Brief: Copy out the data below as written; omit any images.

Data:
______________________________
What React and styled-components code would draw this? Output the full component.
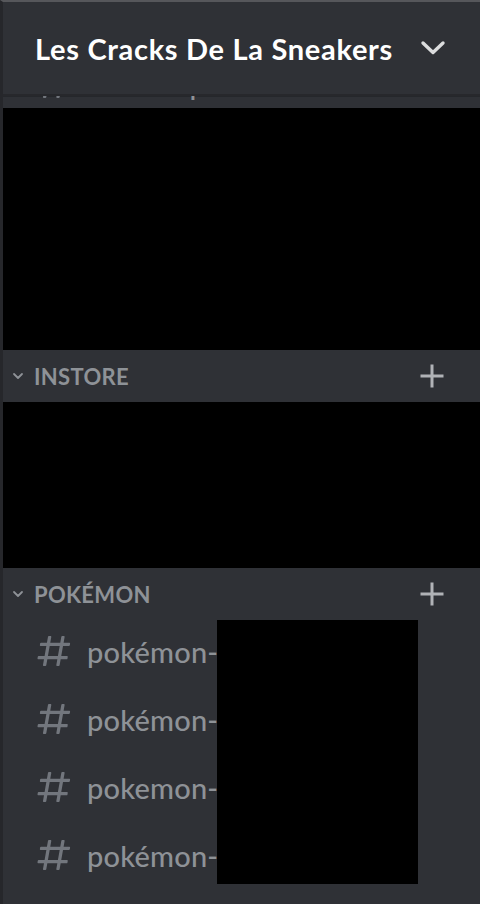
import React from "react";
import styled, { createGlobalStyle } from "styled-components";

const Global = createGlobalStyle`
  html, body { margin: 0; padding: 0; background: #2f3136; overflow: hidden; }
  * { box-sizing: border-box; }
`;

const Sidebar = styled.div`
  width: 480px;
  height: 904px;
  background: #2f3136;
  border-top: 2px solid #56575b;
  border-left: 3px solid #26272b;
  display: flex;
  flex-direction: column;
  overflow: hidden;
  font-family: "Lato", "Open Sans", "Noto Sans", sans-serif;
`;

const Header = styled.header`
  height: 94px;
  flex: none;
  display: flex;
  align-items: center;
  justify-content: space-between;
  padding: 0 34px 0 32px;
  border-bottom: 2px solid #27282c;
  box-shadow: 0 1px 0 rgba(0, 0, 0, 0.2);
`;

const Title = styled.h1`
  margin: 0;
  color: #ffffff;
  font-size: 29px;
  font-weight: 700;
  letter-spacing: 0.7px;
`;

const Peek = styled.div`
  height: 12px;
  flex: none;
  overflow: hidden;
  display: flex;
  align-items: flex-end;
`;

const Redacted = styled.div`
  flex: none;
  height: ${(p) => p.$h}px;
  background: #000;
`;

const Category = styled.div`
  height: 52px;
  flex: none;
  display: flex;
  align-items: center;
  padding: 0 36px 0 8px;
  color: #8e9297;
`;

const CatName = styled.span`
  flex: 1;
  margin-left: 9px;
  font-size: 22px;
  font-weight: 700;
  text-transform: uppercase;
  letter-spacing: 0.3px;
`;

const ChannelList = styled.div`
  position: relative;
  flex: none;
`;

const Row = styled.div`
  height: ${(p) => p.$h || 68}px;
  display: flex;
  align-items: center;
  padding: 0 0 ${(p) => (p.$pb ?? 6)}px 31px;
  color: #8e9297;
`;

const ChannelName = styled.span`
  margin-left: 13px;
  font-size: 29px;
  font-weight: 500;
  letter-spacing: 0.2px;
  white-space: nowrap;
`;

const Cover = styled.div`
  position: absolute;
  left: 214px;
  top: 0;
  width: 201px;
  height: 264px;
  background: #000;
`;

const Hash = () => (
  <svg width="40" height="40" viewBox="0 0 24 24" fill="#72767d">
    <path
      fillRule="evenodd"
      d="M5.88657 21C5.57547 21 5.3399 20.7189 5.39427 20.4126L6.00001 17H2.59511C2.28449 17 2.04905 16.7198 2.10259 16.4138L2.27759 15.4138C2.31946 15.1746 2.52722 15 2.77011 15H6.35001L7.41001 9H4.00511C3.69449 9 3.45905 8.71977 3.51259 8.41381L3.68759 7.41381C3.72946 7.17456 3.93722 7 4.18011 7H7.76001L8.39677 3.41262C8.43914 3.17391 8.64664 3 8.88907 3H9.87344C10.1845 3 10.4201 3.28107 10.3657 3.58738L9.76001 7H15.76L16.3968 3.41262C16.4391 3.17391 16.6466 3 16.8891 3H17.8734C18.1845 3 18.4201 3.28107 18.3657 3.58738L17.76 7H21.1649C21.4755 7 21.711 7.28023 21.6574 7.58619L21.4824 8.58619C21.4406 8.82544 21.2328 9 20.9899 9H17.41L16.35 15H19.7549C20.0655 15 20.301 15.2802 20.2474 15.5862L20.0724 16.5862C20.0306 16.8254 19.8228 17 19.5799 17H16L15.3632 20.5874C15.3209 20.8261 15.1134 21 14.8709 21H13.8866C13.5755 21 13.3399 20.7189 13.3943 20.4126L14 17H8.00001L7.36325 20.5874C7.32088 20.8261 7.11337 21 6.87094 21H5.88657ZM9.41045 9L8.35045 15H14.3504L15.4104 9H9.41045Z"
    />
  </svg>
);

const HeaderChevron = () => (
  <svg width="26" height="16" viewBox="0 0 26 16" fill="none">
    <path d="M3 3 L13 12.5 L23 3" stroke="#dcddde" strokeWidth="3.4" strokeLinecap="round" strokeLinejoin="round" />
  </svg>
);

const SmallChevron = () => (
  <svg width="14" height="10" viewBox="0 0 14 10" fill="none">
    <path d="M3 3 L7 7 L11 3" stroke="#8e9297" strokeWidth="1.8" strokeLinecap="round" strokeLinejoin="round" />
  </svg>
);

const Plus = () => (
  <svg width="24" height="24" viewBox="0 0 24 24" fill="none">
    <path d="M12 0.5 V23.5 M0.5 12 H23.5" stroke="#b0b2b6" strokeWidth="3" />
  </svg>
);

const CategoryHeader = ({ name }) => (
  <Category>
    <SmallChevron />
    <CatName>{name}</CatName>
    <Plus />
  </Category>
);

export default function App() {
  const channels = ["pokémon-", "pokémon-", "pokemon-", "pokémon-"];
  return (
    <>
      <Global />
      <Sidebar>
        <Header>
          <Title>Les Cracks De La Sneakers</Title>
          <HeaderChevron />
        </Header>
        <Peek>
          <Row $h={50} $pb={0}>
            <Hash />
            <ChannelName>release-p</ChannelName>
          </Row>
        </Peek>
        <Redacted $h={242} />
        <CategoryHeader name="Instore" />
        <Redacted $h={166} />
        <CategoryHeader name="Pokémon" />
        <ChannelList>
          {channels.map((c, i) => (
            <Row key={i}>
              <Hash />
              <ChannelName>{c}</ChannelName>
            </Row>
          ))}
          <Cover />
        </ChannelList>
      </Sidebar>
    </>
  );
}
______________________________
Finished answer:
What React and styled-components code would draw this? Output the full component.
import React from "react";
import styled, { createGlobalStyle } from "styled-components";

const Global = createGlobalStyle`
  html, body { margin: 0; padding: 0; background: #2f3136; overflow: hidden; }
  * { box-sizing: border-box; }
`;

const Sidebar = styled.div`
  width: 480px;
  height: 904px;
  background: #2f3136;
  border-top: 2px solid #56575b;
  border-left: 3px solid #26272b;
  display: flex;
  flex-direction: column;
  overflow: hidden;
  font-family: "Lato", "Open Sans", "Noto Sans", sans-serif;
`;

const Header = styled.header`
  height: 94px;
  flex: none;
  display: flex;
  align-items: center;
  justify-content: space-between;
  padding: 0 34px 0 32px;
  border-bottom: 2px solid #27282c;
  box-shadow: 0 1px 0 rgba(0, 0, 0, 0.2);
`;

const Title = styled.h1`
  margin: 0;
  color: #ffffff;
  font-size: 29px;
  font-weight: 700;
  letter-spacing: 0.7px;
`;

const Peek = styled.div`
  height: 12px;
  flex: none;
  overflow: hidden;
  display: flex;
  align-items: flex-end;
`;

const Redacted = styled.div`
  flex: none;
  height: ${(p) => p.$h}px;
  background: #000;
`;

const Category = styled.div`
  height: 52px;
  flex: none;
  display: flex;
  align-items: center;
  padding: 0 36px 0 8px;
  color: #8e9297;
`;

const CatName = styled.span`
  flex: 1;
  margin-left: 9px;
  font-size: 22px;
  font-weight: 700;
  text-transform: uppercase;
  letter-spacing: 0.3px;
`;

const ChannelList = styled.div`
  position: relative;
  flex: none;
`;

const Row = styled.div`
  height: ${(p) => p.$h || 68}px;
  display: flex;
  align-items: center;
  padding: 0 0 ${(p) => (p.$pb ?? 6)}px 31px;
  color: #8e9297;
`;

const ChannelName = styled.span`
  margin-left: 13px;
  font-size: 29px;
  font-weight: 500;
  letter-spacing: 0.2px;
  white-space: nowrap;
`;

const Cover = styled.div`
  position: absolute;
  left: 214px;
  top: 0;
  width: 201px;
  height: 264px;
  background: #000;
`;

const Hash = () => (
  <svg width="40" height="40" viewBox="0 0 24 24" fill="#72767d">
    <path
      fillRule="evenodd"
      d="M5.88657 21C5.57547 21 5.3399 20.7189 5.39427 20.4126L6.00001 17H2.59511C2.28449 17 2.04905 16.7198 2.10259 16.4138L2.27759 15.4138C2.31946 15.1746 2.52722 15 2.77011 15H6.35001L7.41001 9H4.00511C3.69449 9 3.45905 8.71977 3.51259 8.41381L3.68759 7.41381C3.72946 7.17456 3.93722 7 4.18011 7H7.76001L8.39677 3.41262C8.43914 3.17391 8.64664 3 8.88907 3H9.87344C10.1845 3 10.4201 3.28107 10.3657 3.58738L9.76001 7H15.76L16.3968 3.41262C16.4391 3.17391 16.6466 3 16.8891 3H17.8734C18.1845 3 18.4201 3.28107 18.3657 3.58738L17.76 7H21.1649C21.4755 7 21.711 7.28023 21.6574 7.58619L21.4824 8.58619C21.4406 8.82544 21.2328 9 20.9899 9H17.41L16.35 15H19.7549C20.0655 15 20.301 15.2802 20.2474 15.5862L20.0724 16.5862C20.0306 16.8254 19.8228 17 19.5799 17H16L15.3632 20.5874C15.3209 20.8261 15.1134 21 14.8709 21H13.8866C13.5755 21 13.3399 20.7189 13.3943 20.4126L14 17H8.00001L7.36325 20.5874C7.32088 20.8261 7.11337 21 6.87094 21H5.88657ZM9.41045 9L8.35045 15H14.3504L15.4104 9H9.41045Z"
    />
  </svg>
);

const HeaderChevron = () => (
  <svg width="26" height="16" viewBox="0 0 26 16" fill="none">
    <path d="M3 3 L13 12.5 L23 3" stroke="#dcddde" strokeWidth="3.4" strokeLinecap="round" strokeLinejoin="round" />
  </svg>
);

const SmallChevron = () => (
  <svg width="14" height="10" viewBox="0 0 14 10" fill="none">
    <path d="M3 3 L7 7 L11 3" stroke="#8e9297" strokeWidth="1.8" strokeLinecap="round" strokeLinejoin="round" />
  </svg>
);

const Plus = () => (
  <svg width="24" height="24" viewBox="0 0 24 24" fill="none">
    <path d="M12 0.5 V23.5 M0.5 12 H23.5" stroke="#b0b2b6" strokeWidth="3" />
  </svg>
);

const CategoryHeader = ({ name }) => (
  <Category>
    <SmallChevron />
    <CatName>{name}</CatName>
    <Plus />
  </Category>
);

export default function App() {
  const channels = ["pokémon-", "pokémon-", "pokemon-", "pokémon-"];
  return (
    <>
      <Global />
      <Sidebar>
        <Header>
          <Title>Les Cracks De La Sneakers</Title>
          <HeaderChevron />
        </Header>
        <Peek>
          <Row $h={50} $pb={0}>
            <Hash />
            <ChannelName>release-p</ChannelName>
          </Row>
        </Peek>
        <Redacted $h={242} />
        <CategoryHeader name="Instore" />
        <Redacted $h={166} />
        <CategoryHeader name="Pokémon" />
        <ChannelList>
          {channels.map((c, i) => (
            <Row key={i}>
              <Hash />
              <ChannelName>{c}</ChannelName>
            </Row>
          ))}
          <Cover />
        </ChannelList>
      </Sidebar>
    </>
  );
}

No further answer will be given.